#### Supplied information
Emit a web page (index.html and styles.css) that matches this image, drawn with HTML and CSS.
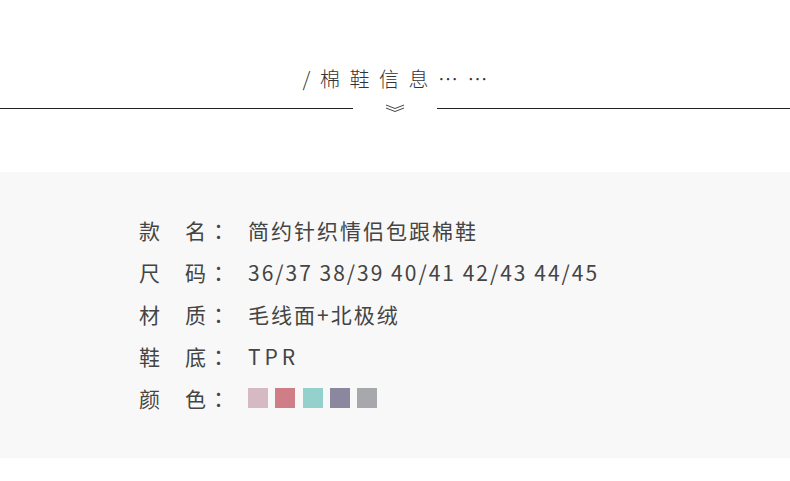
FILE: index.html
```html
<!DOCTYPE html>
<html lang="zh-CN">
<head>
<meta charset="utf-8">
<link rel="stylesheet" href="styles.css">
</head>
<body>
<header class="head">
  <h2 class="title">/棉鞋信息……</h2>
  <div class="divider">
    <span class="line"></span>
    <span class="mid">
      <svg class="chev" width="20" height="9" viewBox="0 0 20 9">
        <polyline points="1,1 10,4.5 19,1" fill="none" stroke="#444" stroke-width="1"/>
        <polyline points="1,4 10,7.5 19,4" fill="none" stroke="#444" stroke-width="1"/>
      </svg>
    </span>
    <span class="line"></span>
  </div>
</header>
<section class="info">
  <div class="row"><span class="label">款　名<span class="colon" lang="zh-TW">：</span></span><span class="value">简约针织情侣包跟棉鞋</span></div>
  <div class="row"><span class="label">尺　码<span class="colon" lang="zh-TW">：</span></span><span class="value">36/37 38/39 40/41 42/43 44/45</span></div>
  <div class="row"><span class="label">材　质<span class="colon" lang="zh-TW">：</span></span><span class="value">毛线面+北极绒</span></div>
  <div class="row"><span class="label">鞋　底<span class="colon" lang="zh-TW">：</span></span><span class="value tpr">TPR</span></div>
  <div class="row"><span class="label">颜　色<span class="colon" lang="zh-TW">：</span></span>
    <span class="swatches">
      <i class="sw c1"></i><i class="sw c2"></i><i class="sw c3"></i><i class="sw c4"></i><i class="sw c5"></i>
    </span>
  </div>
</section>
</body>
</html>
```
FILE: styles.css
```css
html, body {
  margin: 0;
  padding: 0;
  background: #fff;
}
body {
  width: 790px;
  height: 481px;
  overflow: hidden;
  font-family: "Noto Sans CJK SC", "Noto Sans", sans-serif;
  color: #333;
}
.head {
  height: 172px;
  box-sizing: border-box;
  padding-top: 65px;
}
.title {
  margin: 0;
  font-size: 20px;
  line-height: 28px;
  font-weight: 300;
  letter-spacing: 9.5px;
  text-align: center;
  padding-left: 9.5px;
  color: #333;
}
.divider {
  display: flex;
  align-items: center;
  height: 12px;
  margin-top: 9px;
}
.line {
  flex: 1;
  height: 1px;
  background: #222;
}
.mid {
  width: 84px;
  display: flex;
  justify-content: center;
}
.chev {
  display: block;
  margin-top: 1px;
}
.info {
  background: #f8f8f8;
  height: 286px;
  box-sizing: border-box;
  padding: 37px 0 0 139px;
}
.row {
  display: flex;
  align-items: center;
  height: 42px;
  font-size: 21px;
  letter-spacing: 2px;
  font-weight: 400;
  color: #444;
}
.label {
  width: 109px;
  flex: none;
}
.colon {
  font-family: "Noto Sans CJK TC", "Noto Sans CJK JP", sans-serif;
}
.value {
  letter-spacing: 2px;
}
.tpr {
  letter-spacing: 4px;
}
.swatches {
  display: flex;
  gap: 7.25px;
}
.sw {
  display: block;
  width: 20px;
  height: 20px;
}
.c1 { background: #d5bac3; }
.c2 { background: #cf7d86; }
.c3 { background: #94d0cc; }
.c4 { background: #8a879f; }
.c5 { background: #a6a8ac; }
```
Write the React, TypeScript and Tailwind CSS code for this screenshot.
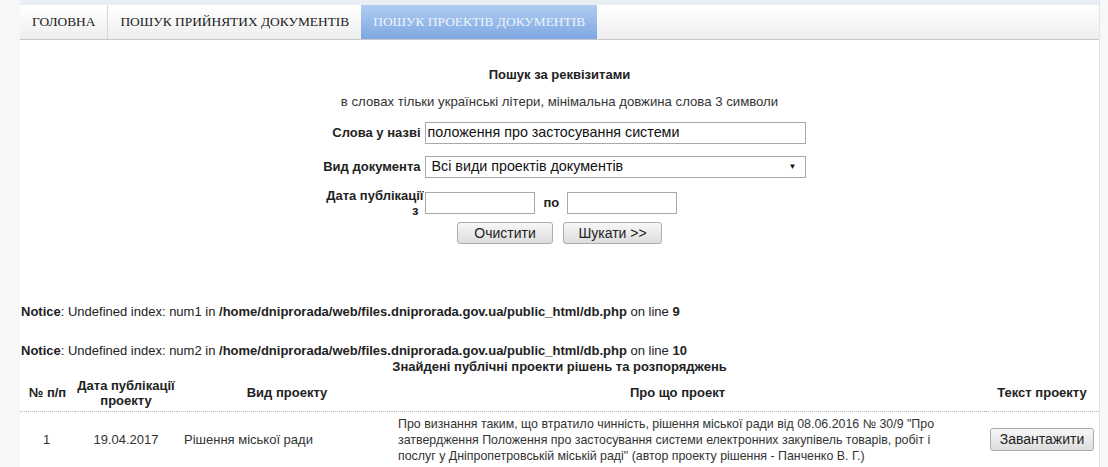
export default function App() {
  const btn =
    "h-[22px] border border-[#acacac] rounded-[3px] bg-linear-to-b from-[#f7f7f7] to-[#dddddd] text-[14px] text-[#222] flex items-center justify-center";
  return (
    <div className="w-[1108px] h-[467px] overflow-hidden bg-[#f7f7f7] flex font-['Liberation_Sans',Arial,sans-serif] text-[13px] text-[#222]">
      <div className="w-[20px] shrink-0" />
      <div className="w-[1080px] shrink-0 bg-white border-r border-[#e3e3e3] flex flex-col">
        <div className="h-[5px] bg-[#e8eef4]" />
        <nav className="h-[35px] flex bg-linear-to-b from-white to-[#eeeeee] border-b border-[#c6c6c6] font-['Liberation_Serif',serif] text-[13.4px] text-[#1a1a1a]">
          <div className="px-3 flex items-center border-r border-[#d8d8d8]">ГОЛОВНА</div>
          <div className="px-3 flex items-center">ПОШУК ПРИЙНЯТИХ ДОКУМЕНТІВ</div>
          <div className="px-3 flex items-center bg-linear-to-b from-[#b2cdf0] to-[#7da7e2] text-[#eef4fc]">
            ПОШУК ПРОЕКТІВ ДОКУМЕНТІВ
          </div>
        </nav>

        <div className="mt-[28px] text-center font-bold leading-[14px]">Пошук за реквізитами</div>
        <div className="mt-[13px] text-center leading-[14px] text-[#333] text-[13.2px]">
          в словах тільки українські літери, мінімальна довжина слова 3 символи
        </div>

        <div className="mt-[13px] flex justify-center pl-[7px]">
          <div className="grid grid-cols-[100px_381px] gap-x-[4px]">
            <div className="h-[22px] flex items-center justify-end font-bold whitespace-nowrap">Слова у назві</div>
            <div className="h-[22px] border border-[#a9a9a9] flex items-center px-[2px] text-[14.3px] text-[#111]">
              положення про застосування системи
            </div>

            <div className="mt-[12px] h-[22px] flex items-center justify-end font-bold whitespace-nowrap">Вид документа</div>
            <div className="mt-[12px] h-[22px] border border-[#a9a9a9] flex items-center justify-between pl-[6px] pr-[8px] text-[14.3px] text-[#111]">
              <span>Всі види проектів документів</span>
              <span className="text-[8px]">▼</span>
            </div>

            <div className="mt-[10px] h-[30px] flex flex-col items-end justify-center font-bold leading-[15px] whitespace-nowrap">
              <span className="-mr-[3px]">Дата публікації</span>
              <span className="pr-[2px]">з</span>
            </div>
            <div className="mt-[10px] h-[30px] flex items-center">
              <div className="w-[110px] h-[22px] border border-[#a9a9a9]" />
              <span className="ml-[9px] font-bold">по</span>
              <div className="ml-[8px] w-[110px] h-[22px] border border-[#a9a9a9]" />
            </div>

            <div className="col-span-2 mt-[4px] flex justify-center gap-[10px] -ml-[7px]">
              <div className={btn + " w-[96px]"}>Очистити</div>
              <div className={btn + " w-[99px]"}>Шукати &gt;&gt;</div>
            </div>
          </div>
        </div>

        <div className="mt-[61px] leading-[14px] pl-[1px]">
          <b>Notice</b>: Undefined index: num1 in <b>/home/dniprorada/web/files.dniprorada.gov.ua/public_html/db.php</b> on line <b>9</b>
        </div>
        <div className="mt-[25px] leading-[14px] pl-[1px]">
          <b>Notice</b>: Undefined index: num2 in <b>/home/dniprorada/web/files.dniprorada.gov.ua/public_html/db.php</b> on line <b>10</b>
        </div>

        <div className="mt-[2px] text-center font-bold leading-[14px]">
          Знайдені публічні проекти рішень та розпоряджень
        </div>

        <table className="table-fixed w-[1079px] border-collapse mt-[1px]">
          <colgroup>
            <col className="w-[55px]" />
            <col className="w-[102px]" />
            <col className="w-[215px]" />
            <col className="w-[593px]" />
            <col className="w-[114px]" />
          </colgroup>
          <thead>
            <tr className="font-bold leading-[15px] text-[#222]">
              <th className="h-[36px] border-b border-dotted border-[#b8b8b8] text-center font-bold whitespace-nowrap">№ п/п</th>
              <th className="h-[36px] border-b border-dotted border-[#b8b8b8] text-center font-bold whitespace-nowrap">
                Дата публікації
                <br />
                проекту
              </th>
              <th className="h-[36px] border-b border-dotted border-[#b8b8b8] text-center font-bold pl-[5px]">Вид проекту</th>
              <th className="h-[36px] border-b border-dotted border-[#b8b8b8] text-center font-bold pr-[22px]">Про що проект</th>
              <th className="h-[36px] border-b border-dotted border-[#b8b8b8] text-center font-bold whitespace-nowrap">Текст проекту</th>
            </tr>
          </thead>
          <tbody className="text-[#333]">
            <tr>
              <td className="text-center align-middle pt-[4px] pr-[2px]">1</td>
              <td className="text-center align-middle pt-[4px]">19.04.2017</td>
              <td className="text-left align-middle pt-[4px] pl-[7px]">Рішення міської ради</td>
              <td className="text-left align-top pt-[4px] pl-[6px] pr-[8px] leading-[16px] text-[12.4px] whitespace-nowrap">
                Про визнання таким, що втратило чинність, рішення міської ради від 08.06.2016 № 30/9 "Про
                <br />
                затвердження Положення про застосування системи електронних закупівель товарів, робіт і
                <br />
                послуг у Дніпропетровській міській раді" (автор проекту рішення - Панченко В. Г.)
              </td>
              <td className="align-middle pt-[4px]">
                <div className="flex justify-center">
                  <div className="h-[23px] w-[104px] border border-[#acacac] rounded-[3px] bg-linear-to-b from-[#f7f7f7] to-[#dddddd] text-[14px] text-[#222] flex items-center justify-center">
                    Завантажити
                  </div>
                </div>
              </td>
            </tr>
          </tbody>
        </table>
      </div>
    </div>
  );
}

#### Aim
Find every line of the data that holds the string "styles", then say how many there are and nothing else.

#### Exercise output
3